*SET EXERCISE*.
Drop every picture. Then return, exactly, the lines from the beginning of the listing below through the one containing "const userType = ref('任何')".
== DATA LINES
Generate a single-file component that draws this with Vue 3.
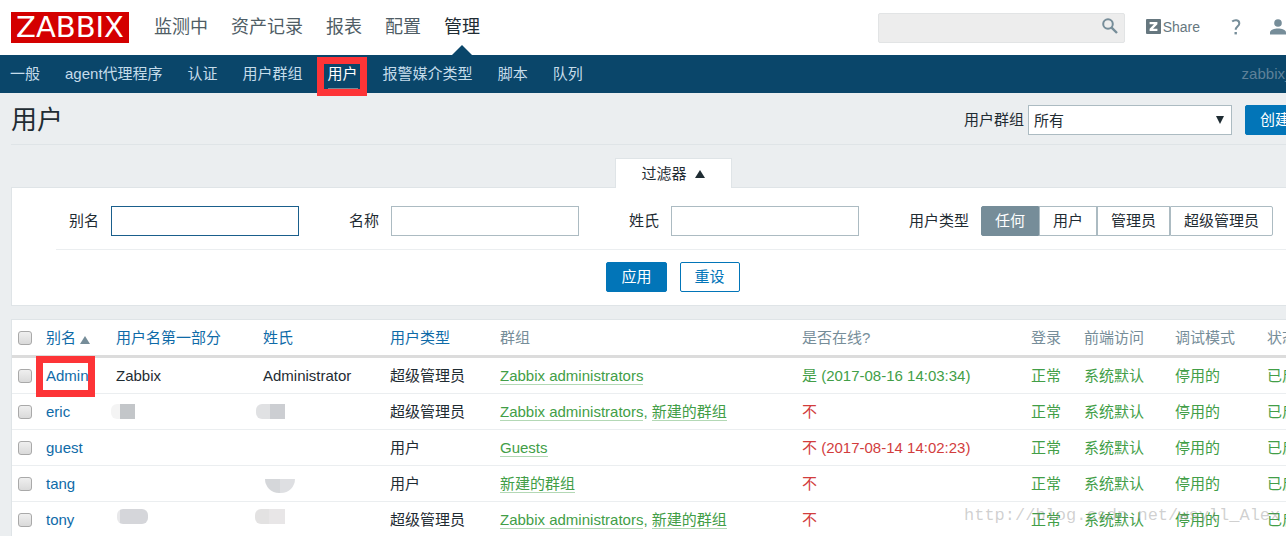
<script setup>
import { ref } from 'vue'

const menu = ['监测中', '资产记录', '报表', '配置', '管理']
const submenu = ['一般', 'agent代理程序', '认证', '用户群组', '用户', '报警媒介类型', '脚本', '队列']
const userTypes = ['任何', '用户', '管理员', '超级管理员']
const userType = ref('任何')

const ADMINS = 'Zabbix administrators'
const CUSTOM = '新建的群组'
const rows = [
  { alias: 'Admin', name: 'Zabbix', surname: 'Administrator', type: '超级管理员', groups: [ADMINS], online: true, status: '是 (2017-08-16 14:03:34)', marked: true },
  { alias: 'eric', nameMask: 'm1', surnameMask: 'm2', type: '超级管理员', groups: [ADMINS, CUSTOM], status: '不' },
  { alias: 'guest', type: '用户', groups: ['Guests'], status: '不 (2017-08-14 14:02:23)' },
  { alias: 'tang', surnameMask: 'm3', type: '用户', groups: [CUSTOM], status: '不' },
  { alias: 'tony', nameMask: 'm4', surnameMask: 'm5', type: '超级管理员', groups: [ADMINS, CUSTOM], status: '不' },
]
</script>

<template>
  <div class="viewport">
    <div class="page">
      <header class="top">
        <a href="#" class="logo">ZABBIX</a>
        <nav class="menu">
          <a v-for="m in menu" :key="m" href="#" :class="{ active: m === '管理' }">{{ m }}</a>
        </nav>
        <div class="tools">
          <form class="search" @submit.prevent>
            <input type="text" aria-label="搜索" />
            <button type="submit" aria-label="搜索">
              <svg width="16" height="16" viewBox="0 0 16 16" fill="none" stroke="#768d99">
                <circle cx="6" cy="6" r="4.8" stroke-width="2" />
                <path d="M9.6 9.6 L15 15" stroke-width="2.4" />
              </svg>
            </button>
          </form>
          <a href="#" class="share">
            <svg width="15" height="15" viewBox="0 0 15 15">
              <rect width="15" height="15" rx="1" fill="#66777f" />
              <path d="M3.6 3 H11.4 V5.2 L7 9.8 H11.4 V12 H3.6 V9.8 L8 5.2 H3.6 Z" fill="#fff" />
            </svg>
            <span>Share</span>
          </a>
          <a href="#" class="help" aria-label="帮助">
            <svg width="10" height="16" viewBox="0 0 10 16">
              <path d="M1.2 2.6 C3.4 .6 8.3 .6 8.3 4.4 C8.3 7.2 4.7 7.2 4.7 10.8" fill="none" stroke="#768d99" stroke-width="2" />
              <rect x="3.5" y="13" width="2.4" height="2.4" fill="#768d99" />
            </svg>
          </a>
          <a href="#" class="person" aria-label="用户资料">
            <svg width="16" height="16" viewBox="0 0 16 16" fill="#768d99">
              <circle cx="8" cy="4" r="3.8" />
              <path d="M0 15.5 V13.5 C0 11 4.5 9.6 8 9.6 C11.5 9.6 16 11 16 13.5 V15.5 Z" />
            </svg>
          </a>
        </div>
      </header>

      <nav class="sub">
        <a v-for="s in submenu" :key="s" href="#" :class="{ selected: s === '用户' }">{{ s }}</a>
        <span class="server">zabbix_server</span>
      </nav>

      <main>
        <div class="title">
          <h1>用户</h1>
          <label for="group">用户群组</label>
          <div class="select">
            <select id="group"><option>所有</option></select>
            <svg width="8" height="8" viewBox="0 0 8 8"><path d="M0 0 H8 L4 8 Z" fill="#1f2c33" /></svg>
          </div>
          <button type="button" class="btn">创建用户</button>
        </div>

        <section class="filter">
          <button type="button" class="tab">
            过滤器
            <svg width="10" height="8" viewBox="0 0 10 8"><path d="M0 8 L5 0 L10 8 Z" fill="#1f2c33" /></svg>
          </button>
          <form class="panel form" @submit.prevent>
            <div class="fields">
              <div class="field"><label for="alias">别名</label><input id="alias" class="focus" type="text" /></div>
              <div class="field"><label for="name">名称</label><input id="name" type="text" /></div>
              <div class="field"><label for="surname">姓氏</label><input id="surname" type="text" /></div>
              <div class="field" role="radiogroup" aria-labelledby="type-label">
                <span id="type-label" class="label">用户类型</span>
                <div class="segments">
                  <label v-for="t in userTypes" :key="t" :class="{ on: t === userType }">
                    <input v-model="userType" type="radio" name="type" :value="t" />{{ t }}
                  </label>
                </div>
              </div>
            </div>
            <div class="actions">
              <button type="submit" class="btn">应用</button>
              <button type="reset" class="btn alt">重设</button>
            </div>
          </form>
        </section>

        <div class="panel list">
          <table>
            <colgroup>
              <col class="c-check" /><col class="c-alias" /><col class="c-name" /><col class="c-surname" />
              <col class="c-type" /><col class="c-groups" /><col class="c-online" /><col class="c-login" />
              <col class="c-front" /><col class="c-debug" /><col />
            </colgroup>
            <thead>
              <tr>
                <th><input type="checkbox" aria-label="全选" /></th>
                <th>
                  <a href="#">别名 <svg width="10" height="8" viewBox="0 0 10 8"><path d="M0 8 L5 0 L10 8 Z" fill="#768d99" /></svg></a>
                </th>
                <th><a href="#">用户名第一部分</a></th>
                <th><a href="#">姓氏</a></th>
                <th><a href="#">用户类型</a></th>
                <th>群组</th>
                <th>是否在线?</th>
                <th>登录</th>
                <th>前端访问</th>
                <th>调试模式</th>
                <th>状态</th>
              </tr>
            </thead>
            <tbody>
              <tr v-for="r in rows" :key="r.alias">
                <td><input type="checkbox" :aria-label="r.alias" /></td>
                <td :class="{ marked: r.marked }"><a href="#">{{ r.alias }}</a></td>
                <td><i v-if="r.nameMask" class="mask" :class="r.nameMask"></i>{{ r.name }}</td>
                <td><i v-if="r.surnameMask" class="mask" :class="r.surnameMask"></i>{{ r.surname }}</td>
                <td>{{ r.type }}</td>
                <td class="groups">
                  <template v-for="(g, i) in r.groups" :key="g"><template v-if="i">, </template><a href="#">{{ g }}</a></template>
                </td>
                <td :class="r.online ? 'green' : 'red'">{{ r.status }}</td>
                <td class="green">正常</td>
                <td class="green">系统默认</td>
                <td class="green">停用的</td>
                <td class="green">已启用</td>
              </tr>
            </tbody>
          </table>
        </div>
      </main>
    </div>
    <div class="watermark">http://blog.csdn.net/wsyll_Alex</div>
  </div>
</template>

<style>
body {
  background: #ebeef0;
}
</style>

<style scoped>
.viewport {
  position: relative;
  height: 100vh;
  overflow: hidden;
  font: 15px/20px "Liberation Sans", "Noto Sans CJK SC", sans-serif;
  color: #1f2c33;
}
.viewport * {
  box-sizing: border-box;
}
.page {
  width: calc(100% + 60px);
}
a {
  color: #0f6ba8;
  text-decoration: none;
}
button,
input,
select {
  font: inherit;
  color: inherit;
  margin: 0;
}

.top {
  display: flex;
  align-items: center;
  height: 55px;
  padding: 0 60px 0 11px;
  background: #fff;
}
.logo {
  width: 118px;
  height: 31px;
  background: #d40000;
  color: #fff;
  font: 29px/31px "DejaVu Sans", sans-serif;
  text-align: center;
}
.menu {
  display: flex;
  align-self: stretch;
  gap: 23px;
  margin-left: 25px;
  font-size: 18px;
  line-height: 55px;
}
.menu a {
  position: relative;
  color: #4f5d65;
}
.menu .active {
  color: #1f2c33;
}
.menu .active::after {
  content: "";
  position: absolute;
  left: 50%;
  bottom: 0;
  margin-left: -10px;
  border: 10px solid transparent;
  border-top: 0;
  border-bottom-color: #0a466a;
}
.tools {
  display: flex;
  align-items: center;
  margin-left: auto;
}
.search {
  display: flex;
  width: 247px;
  height: 30px;
  background: #ededed;
  border: 1px solid #e2e4e5;
  border-radius: 2px;
}
.search input {
  flex: 1;
  min-width: 0;
  border: 0;
  background: none;
}
.search button {
  display: flex;
  align-items: center;
  padding: 0 6px 4px;
  border: 0;
  background: none;
}
.share {
  display: flex;
  align-items: center;
  gap: 2px;
  margin-left: 21px;
  font-size: 14px;
  color: #66777f;
}
.share,
.help,
.person {
  padding-bottom: 2px;
}
.help {
  display: flex;
  margin-left: 31px;
}
.person {
  display: flex;
  margin-left: 29px;
}

.sub {
  display: flex;
  gap: 25px;
  height: 38px;
  padding: 0 11px 0 10px;
  background: #0a466a;
  line-height: 37px;
}
.sub a {
  position: relative;
  color: #c5dcea;
}
.sub .selected {
  color: #fff;
}
.sub .selected::before {
  content: "";
  position: absolute;
  inset: 33px 0 auto;
  height: 3px;
  background: #768d99;
}
.sub .selected::after {
  content: "";
  position: absolute;
  inset: 2px -9px -3px -11px;
  border: 7px solid #fd3437;
}
.server {
  margin-left: auto;
  color: #5f8199;
}

main {
  padding: 0 11px;
}
.title {
  display: flex;
  align-items: center;
  height: 52px;
  padding-top: 3px;
  border-bottom: 1px solid #dfe4e7;
}
h1 {
  margin: 0 auto 0 0;
  font-size: 26px;
  font-weight: 400;
  line-height: 30px;
}
.title > label {
  line-height: 24px;
}
.select {
  position: relative;
  width: 204px;
  margin: 0 13px 0 4px;
}
select {
  display: block;
  width: 100%;
  height: 30px;
  padding: 2px 5px 0;
  border: 1px solid #acbbc2;
  border-radius: 0;
  background: #fff;
  appearance: none;
}
.select svg {
  position: absolute;
  right: 8px;
  top: 11px;
  pointer-events: none;
}
.btn {
  height: 30px;
  padding: 0 14px;
  border: 1px solid #0275b8;
  border-radius: 2px;
  background: #0275b8;
  color: #fff;
}
.btn.alt {
  background: #fff;
  color: #0275b8;
}

.panel {
  background: #fff;
  border: 1px solid #dfe4e7;
}
.filter {
  display: flex;
  flex-direction: column;
  align-items: center;
  margin-top: 13px;
}
.tab {
  position: relative;
  display: flex;
  align-items: center;
  justify-content: center;
  gap: 8px;
  width: 117px;
  height: 30px;
  margin-bottom: -1px;
  border: 1px solid #dfe4e7;
  border-bottom: 0;
  background: #fff;
}
.form {
  width: 100%;
  padding: 18px 44px 13px;
}
.fields {
  display: flex;
  gap: 50px;
  padding: 0 0 13px 13px;
  border-bottom: 1px solid #ebeef0;
}
.field {
  display: flex;
  align-items: center;
  gap: 12px;
  white-space: nowrap;
}
.field > input {
  width: 188px;
  height: 30px;
  border: 1px solid #acbbc2;
  background: #fff;
}
.field > .focus {
  border-color: #1a5f8c;
}
.segments {
  display: flex;
}
.segments label {
  height: 30px;
  padding: 0 13px;
  border: 1px solid #acbbc2;
  line-height: 28px;
}
.segments label:first-child {
  border-radius: 2px 0 0 2px;
}
.segments label:last-child {
  border-radius: 0 2px 2px 0;
}
.segments .on {
  background: #768d99;
  border-color: #768d99;
  color: #fff;
}
.segments input {
  position: absolute;
  opacity: 0;
  pointer-events: none;
}
.actions {
  display: flex;
  justify-content: center;
  gap: 13px;
  padding-top: 12px;
}

.list {
  margin-top: 13px;
}
table {
  width: 100%;
  table-layout: fixed;
  border-collapse: separate;
  border-spacing: 0;
}
.c-check { width: 29px; }
.c-alias { width: 70px; }
.c-name { width: 147px; }
.c-surname { width: 127px; }
.c-type { width: 110px; }
.c-groups { width: 302px; }
.c-online { width: 229px; }
.c-login { width: 53px; }
.c-front { width: 91px; }
.c-debug { width: 92px; }
th,
td {
  position: relative;
  height: 36px;
  padding: 0 0 0 5px;
  border-bottom: 1px solid #ebeef0;
  font-weight: 400;
  text-align: left;
  white-space: nowrap;
}
th {
  height: 38px;
  border-bottom: 3px solid #dcdcdc;
  color: #768d99;
}
th svg {
  vertical-align: -1px;
}
input[type="checkbox"] {
  display: block;
  width: 14px;
  height: 14px;
  margin-left: 1px;
  appearance: none;
  border: 1px solid #a9a9a9;
  border-radius: 3px;
  background: linear-gradient(#efefef, #dadada);
}
.groups,
.green,
.groups a {
  color: #429e47;
}
.groups a {
  border-bottom: 1px solid #b3d8b5;
}
.red {
  color: #d23d3d;
}
.marked::after {
  content: "";
  position: absolute;
  inset: -2px 16px -4px -5px;
  border: 7px solid #fd3437;
}
.mask {
  position: absolute;
  top: 10px;
  height: 15px;
}
.m1 {
  left: 0;
  width: 24px;
  background: linear-gradient(90deg, #f4f4f4 9px, #c3c6c9 9px);
  border-radius: 6px 0 0 6px;
}
.m2 {
  left: -2px;
  width: 29px;
  background: linear-gradient(90deg, #e0e1e3 14px, #ccced2 14px);
  border-radius: 6px 0 0 6px;
}
.m3 {
  left: 7px;
  top: 13px;
  width: 30px;
  height: 14px;
  background: linear-gradient(90deg, #d5d7da 15px, #dedfe2 15px);
  border-radius: 0 0 15px 15px;
}
.m4 {
  left: 6px;
  top: 7px;
  width: 31px;
  background: linear-gradient(90deg, #e8e8ea 3px, #d5d6da 3px);
  border-radius: 6px;
}
.m5 {
  left: -3px;
  top: 7px;
  width: 30px;
  background: linear-gradient(90deg, #e3e2e2 14px, #e8e6e7 14px);
  border-radius: 6px 0 0 6px;
}
.watermark {
  position: absolute;
  right: 0;
  bottom: 8px;
  width: 322px;
  color: rgba(120, 120, 120, 0.35);
  font: 17px/24px "Liberation Mono", monospace;
  white-space: nowrap;
  pointer-events: none;
}
</style>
====
*WRITTEN ANSWER*.
Generate a single-file component that draws this with Vue 3.
<script setup>
import { ref } from 'vue'

const menu = ['监测中', '资产记录', '报表', '配置', '管理']
const submenu = ['一般', 'agent代理程序', '认证', '用户群组', '用户', '报警媒介类型', '脚本', '队列']
const userTypes = ['任何', '用户', '管理员', '超级管理员']
const userType = ref('任何')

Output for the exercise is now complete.